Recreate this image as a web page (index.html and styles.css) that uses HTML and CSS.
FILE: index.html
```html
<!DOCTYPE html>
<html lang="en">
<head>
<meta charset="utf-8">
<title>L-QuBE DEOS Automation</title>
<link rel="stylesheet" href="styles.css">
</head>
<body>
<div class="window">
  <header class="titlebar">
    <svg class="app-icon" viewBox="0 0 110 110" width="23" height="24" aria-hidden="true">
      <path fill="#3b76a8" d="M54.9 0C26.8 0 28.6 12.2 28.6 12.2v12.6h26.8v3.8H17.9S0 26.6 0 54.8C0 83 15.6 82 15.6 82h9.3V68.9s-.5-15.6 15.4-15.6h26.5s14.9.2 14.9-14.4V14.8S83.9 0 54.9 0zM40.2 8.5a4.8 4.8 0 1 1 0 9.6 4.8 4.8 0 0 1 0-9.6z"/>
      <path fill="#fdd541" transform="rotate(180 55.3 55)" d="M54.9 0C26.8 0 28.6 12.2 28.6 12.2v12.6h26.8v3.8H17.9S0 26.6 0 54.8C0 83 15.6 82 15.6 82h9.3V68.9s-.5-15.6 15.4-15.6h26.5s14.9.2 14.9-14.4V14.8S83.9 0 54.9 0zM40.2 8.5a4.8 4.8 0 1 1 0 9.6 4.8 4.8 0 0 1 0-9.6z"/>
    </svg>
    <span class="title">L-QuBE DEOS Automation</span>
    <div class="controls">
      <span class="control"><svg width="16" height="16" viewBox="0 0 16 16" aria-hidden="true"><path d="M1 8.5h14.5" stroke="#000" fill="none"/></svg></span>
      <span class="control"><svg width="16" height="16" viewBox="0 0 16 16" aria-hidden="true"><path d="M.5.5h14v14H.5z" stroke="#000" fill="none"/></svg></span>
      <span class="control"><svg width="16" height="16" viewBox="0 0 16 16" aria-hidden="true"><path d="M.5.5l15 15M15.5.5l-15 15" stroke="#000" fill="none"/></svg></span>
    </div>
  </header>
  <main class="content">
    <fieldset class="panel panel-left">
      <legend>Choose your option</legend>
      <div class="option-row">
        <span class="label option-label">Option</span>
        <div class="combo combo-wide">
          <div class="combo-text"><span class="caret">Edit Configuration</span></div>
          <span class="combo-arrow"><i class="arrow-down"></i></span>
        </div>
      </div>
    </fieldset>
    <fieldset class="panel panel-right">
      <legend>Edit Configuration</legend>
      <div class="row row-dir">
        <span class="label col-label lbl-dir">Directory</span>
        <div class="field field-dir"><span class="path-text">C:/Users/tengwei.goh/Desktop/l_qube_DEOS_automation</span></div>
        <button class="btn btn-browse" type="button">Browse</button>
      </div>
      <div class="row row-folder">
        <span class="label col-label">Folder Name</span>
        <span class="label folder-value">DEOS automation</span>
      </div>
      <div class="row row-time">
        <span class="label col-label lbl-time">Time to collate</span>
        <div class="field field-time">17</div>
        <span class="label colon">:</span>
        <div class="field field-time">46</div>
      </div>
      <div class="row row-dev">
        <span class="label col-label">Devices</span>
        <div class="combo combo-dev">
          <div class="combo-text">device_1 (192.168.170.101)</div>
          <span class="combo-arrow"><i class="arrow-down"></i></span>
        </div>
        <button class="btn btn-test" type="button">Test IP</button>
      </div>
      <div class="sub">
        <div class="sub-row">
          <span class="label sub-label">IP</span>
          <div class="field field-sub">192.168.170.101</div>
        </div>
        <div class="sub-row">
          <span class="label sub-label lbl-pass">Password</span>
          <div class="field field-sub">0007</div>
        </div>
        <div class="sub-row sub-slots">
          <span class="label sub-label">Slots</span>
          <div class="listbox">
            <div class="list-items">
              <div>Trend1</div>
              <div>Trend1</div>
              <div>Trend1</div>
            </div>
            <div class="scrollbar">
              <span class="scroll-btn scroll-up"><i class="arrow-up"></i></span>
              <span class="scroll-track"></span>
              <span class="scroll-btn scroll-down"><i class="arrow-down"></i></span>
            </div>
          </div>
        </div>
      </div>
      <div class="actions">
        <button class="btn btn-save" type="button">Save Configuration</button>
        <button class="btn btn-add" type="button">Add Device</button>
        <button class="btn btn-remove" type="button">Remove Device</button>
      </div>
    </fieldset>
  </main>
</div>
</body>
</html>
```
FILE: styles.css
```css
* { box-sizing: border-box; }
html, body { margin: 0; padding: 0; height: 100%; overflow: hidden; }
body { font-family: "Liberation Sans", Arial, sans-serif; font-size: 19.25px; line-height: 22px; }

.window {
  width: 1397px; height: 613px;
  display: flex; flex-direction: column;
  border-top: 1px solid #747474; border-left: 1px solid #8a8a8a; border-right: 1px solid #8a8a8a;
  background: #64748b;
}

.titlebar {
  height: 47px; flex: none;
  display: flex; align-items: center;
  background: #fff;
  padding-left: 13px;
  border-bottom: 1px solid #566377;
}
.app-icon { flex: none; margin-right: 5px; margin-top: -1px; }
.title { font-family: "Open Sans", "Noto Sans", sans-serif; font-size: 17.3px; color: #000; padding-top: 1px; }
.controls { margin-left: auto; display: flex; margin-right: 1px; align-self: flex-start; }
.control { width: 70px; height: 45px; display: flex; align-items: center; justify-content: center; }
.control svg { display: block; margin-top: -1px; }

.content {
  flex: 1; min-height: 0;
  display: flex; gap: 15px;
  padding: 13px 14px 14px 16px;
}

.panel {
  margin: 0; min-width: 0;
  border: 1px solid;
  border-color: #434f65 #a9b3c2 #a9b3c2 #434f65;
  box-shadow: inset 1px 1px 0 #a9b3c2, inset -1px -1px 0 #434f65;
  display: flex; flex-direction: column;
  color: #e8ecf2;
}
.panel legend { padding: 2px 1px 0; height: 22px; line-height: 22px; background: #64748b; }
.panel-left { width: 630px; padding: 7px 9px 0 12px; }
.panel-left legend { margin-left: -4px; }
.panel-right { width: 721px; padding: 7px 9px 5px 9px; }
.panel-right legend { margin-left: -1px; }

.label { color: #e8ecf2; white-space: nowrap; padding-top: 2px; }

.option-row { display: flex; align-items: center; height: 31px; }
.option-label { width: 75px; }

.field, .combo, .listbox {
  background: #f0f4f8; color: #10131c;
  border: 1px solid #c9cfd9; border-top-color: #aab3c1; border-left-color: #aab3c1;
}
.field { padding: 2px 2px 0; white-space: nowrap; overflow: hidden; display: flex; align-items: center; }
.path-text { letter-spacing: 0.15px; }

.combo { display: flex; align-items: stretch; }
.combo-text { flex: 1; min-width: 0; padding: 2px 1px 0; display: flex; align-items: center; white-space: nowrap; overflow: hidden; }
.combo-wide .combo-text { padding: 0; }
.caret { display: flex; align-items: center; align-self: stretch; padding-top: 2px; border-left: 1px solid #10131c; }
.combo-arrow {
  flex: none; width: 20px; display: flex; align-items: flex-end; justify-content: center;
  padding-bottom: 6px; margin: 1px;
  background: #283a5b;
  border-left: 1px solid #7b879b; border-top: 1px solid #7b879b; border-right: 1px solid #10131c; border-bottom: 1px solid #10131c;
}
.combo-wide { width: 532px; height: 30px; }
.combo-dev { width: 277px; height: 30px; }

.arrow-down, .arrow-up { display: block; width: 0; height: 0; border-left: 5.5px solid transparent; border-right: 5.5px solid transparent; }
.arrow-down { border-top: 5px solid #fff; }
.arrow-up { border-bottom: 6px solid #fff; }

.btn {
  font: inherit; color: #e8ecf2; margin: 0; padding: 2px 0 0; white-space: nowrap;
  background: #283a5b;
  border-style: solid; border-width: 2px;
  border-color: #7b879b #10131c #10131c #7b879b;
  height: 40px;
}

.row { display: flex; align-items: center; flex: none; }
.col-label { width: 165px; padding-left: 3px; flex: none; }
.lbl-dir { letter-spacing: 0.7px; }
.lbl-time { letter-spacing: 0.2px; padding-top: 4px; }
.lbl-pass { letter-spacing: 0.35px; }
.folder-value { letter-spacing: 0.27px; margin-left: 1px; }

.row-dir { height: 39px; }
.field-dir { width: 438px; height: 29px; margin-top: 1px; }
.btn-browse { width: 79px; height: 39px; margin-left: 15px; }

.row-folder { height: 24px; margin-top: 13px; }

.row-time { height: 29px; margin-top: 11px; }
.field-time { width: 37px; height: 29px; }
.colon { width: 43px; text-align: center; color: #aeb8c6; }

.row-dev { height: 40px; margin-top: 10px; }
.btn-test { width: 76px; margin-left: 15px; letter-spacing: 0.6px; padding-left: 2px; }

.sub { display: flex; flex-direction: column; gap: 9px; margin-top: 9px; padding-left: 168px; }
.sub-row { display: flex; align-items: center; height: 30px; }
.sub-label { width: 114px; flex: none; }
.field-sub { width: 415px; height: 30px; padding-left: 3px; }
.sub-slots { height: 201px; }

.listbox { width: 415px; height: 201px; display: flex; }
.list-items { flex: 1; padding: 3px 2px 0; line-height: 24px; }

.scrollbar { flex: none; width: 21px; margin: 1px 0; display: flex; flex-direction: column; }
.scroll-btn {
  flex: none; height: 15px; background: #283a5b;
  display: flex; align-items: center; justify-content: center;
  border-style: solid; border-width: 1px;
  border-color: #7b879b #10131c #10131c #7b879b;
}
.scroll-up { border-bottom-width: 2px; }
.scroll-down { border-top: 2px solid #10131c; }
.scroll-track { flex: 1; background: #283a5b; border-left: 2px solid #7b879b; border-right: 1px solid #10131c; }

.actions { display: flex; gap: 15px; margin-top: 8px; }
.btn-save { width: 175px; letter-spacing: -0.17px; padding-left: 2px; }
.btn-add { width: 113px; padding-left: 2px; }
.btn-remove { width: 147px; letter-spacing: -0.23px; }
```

To be done: Within the listing above, copy each line that has the string "styles".

Result of the exercise:
Recreate this image as a web page (index.html and styles.css) that uses HTML and CSS.
<link rel="stylesheet" href="styles.css">
FILE: styles.css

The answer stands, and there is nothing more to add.